*Your task*
Would you repeat the listing exactly but omit every picture?

┌──

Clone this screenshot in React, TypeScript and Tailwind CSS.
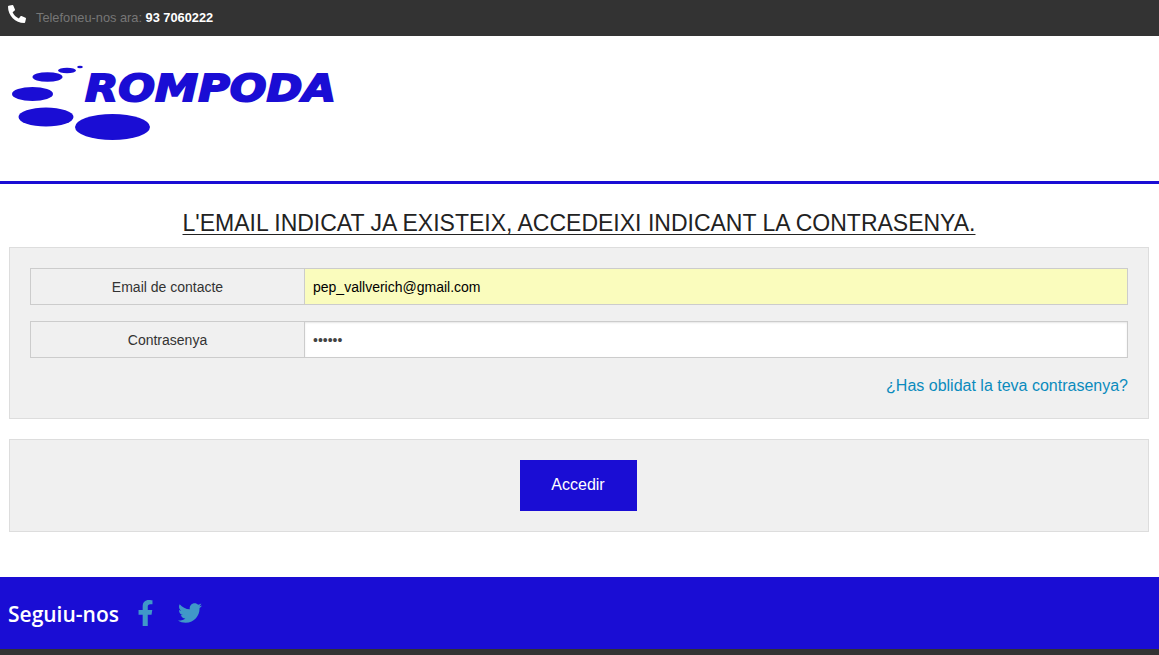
import { FaPhone, FaFacebookF, FaTwitter } from "react-icons/fa";

function Logo() {
  return (
    <svg width="340" height="110" viewBox="0 0 340 110" className="block">
      <g fill="#1a0dd4">
        <ellipse cx="80" cy="31" rx="2.8" ry="1.2" />
        <ellipse cx="67" cy="34.5" rx="9" ry="2.8" />
        <ellipse cx="47.5" cy="41" rx="15" ry="4.8" />
        <ellipse cx="32.5" cy="58" rx="20.5" ry="7" />
        <ellipse cx="46" cy="81" rx="27.5" ry="9.5" />
        <ellipse cx="112.5" cy="91" rx="37.5" ry="13" />
        <text
          x="85"
          y="65"
          textLength="251"
          lengthAdjust="spacingAndGlyphs"
          fontFamily="'DejaVu Sans', Arial, sans-serif"
          fontSize="37"
          fontWeight="700"
          fontStyle="italic"
          stroke="#1a0dd4"
          strokeWidth="1.8"
        >
          ROMPODA
        </text>
      </g>
    </svg>
  );
}

export default function App() {
  return (
    <div className="font-['Liberation_Sans',Arial,sans-serif] bg-white text-[#333]">
      <div className="h-9 bg-[#333333] flex items-start pl-2">
        <FaPhone className="w-[18px] h-[18px] mt-[5px] text-white -scale-x-100" />
        <p className="ml-[10px] mt-[10px] text-[12.8px] leading-[15px] text-[#777777]">
          Telefoneu-nos ara: <strong className="text-white">93 7060222</strong>
        </p>
      </div>

      <header className="h-[148px] border-b-[3px] border-[#1a0dd4] overflow-hidden">
        <Logo />
      </header>

      <main className="pl-[9px] pr-[10px] pt-[25px]">
        <h1 className="text-center text-[23px] leading-[28px] font-normal text-[#222222] underline underline-offset-[3px] decoration-1 mb-[10px] uppercase">
          L'email indicat ja existeix, accedeixi indicant la contrasenya.
        </h1>

        <section className="h-[172px] border border-[#dddddd] bg-[#f0f0f0] px-5 pt-5">
          <div className="flex h-[37px] border border-[#cccccc]">
            <div className="w-[274px] shrink-0 border-r border-[#cccccc] flex items-center justify-center text-sm">
              Email de contacte
            </div>
            <div className="flex-1 bg-[#fafcbd] flex items-center pl-2 text-sm text-black">
              pep_vallverich@gmail.com
            </div>
          </div>
          <div className="flex h-[37px] border border-[#cccccc] mt-4">
            <div className="w-[274px] shrink-0 border-r border-[#cccccc] flex items-center justify-center text-sm">
              Contrasenya
            </div>
            <div className="flex-1 bg-white flex items-center pl-2 text-sm text-[#444444] shadow-[inset_0_1px_2px_rgba(0,0,0,0.1)]">
              ••••••
            </div>
          </div>
          <div className="text-right mt-4">
            <a href="#" className="text-base leading-[20px] text-[#0a8bbd]">
              ¿Has oblidat la teva contrasenya?
            </a>
          </div>
        </section>

        <section className="mt-5 h-[93px] border border-[#dddddd] bg-[#f0f0f0] flex justify-center pt-5">
          <button className="w-[117px] h-[51px] mr-[2px] pb-[2px] bg-[#1a0dd4] text-white text-base">Accedir</button>
        </section>
      </main>

      <footer className="mt-[45px] h-[72px] bg-[#1a0dd4] flex items-center pl-2">
        <span className="font-['Open_Sans',sans-serif] font-semibold text-[21px] leading-[28px] mt-[2px] text-white">Seguiu-nos</span>
        <FaFacebookF className="ml-[17px] w-[19px] h-[26px] text-[#4098c8]" />
        <FaTwitter className="ml-[23px] w-6 h-6 text-[#4098c8]" />
      </footer>
      <div className="h-[6px] bg-[#333333]" />
    </div>
  );
}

└──

*Task answer*
Clone this screenshot in React, TypeScript and Tailwind CSS.
import { FaPhone, FaFacebookF, FaTwitter } from "react-icons/fa";

function Logo() {
  return (
    <svg width="340" height="110" viewBox="0 0 340 110" className="block">
      <g fill="#1a0dd4">
        <ellipse cx="80" cy="31" rx="2.8" ry="1.2" />
        <ellipse cx="67" cy="34.5" rx="9" ry="2.8" />
        <ellipse cx="47.5" cy="41" rx="15" ry="4.8" />
        <ellipse cx="32.5" cy="58" rx="20.5" ry="7" />
        <ellipse cx="46" cy="81" rx="27.5" ry="9.5" />
        <ellipse cx="112.5" cy="91" rx="37.5" ry="13" />
        <text
          x="85"
          y="65"
          textLength="251"
          lengthAdjust="spacingAndGlyphs"
          fontFamily="'DejaVu Sans', Arial, sans-serif"
          fontSize="37"
          fontWeight="700"
          fontStyle="italic"
          stroke="#1a0dd4"
          strokeWidth="1.8"
        >
          ROMPODA
        </text>
      </g>
    </svg>
  );
}

export default function App() {
  return (
    <div className="font-['Liberation_Sans',Arial,sans-serif] bg-white text-[#333]">
      <div className="h-9 bg-[#333333] flex items-start pl-2">
        <FaPhone className="w-[18px] h-[18px] mt-[5px] text-white -scale-x-100" />
        <p className="ml-[10px] mt-[10px] text-[12.8px] leading-[15px] text-[#777777]">
          Telefoneu-nos ara: <strong className="text-white">93 7060222</strong>
        </p>
      </div>

      <header className="h-[148px] border-b-[3px] border-[#1a0dd4] overflow-hidden">
        <Logo />
      </header>

      <main className="pl-[9px] pr-[10px] pt-[25px]">
        <h1 className="text-center text-[23px] leading-[28px] font-normal text-[#222222] underline underline-offset-[3px] decoration-1 mb-[10px] uppercase">
          L'email indicat ja existeix, accedeixi indicant la contrasenya.
        </h1>

        <section className="h-[172px] border border-[#dddddd] bg-[#f0f0f0] px-5 pt-5">
          <div className="flex h-[37px] border border-[#cccccc]">
            <div className="w-[274px] shrink-0 border-r border-[#cccccc] flex items-center justify-center text-sm">
              Email de contacte
            </div>
            <div className="flex-1 bg-[#fafcbd] flex items-center pl-2 text-sm text-black">
              pep_vallverich@gmail.com
            </div>
          </div>
          <div className="flex h-[37px] border border-[#cccccc] mt-4">
            <div className="w-[274px] shrink-0 border-r border-[#cccccc] flex items-center justify-center text-sm">
              Contrasenya
            </div>
            <div className="flex-1 bg-white flex items-center pl-2 text-sm text-[#444444] shadow-[inset_0_1px_2px_rgba(0,0,0,0.1)]">
              ••••••
            </div>
          </div>
          <div className="text-right mt-4">
            <a href="#" className="text-base leading-[20px] text-[#0a8bbd]">
              ¿Has oblidat la teva contrasenya?
            </a>
          </div>
        </section>

        <section className="mt-5 h-[93px] border border-[#dddddd] bg-[#f0f0f0] flex justify-center pt-5">
          <button className="w-[117px] h-[51px] mr-[2px] pb-[2px] bg-[#1a0dd4] text-white text-base">Accedir</button>
        </section>
      </main>

      <footer className="mt-[45px] h-[72px] bg-[#1a0dd4] flex items-center pl-2">
        <span className="font-['Open_Sans',sans-serif] font-semibold text-[21px] leading-[28px] mt-[2px] text-white">Seguiu-nos</span>
        <FaFacebookF className="ml-[17px] w-[19px] h-[26px] text-[#4098c8]" />
        <FaTwitter className="ml-[23px] w-6 h-6 text-[#4098c8]" />
      </footer>
      <div className="h-[6px] bg-[#333333]" />
    </div>
  );
}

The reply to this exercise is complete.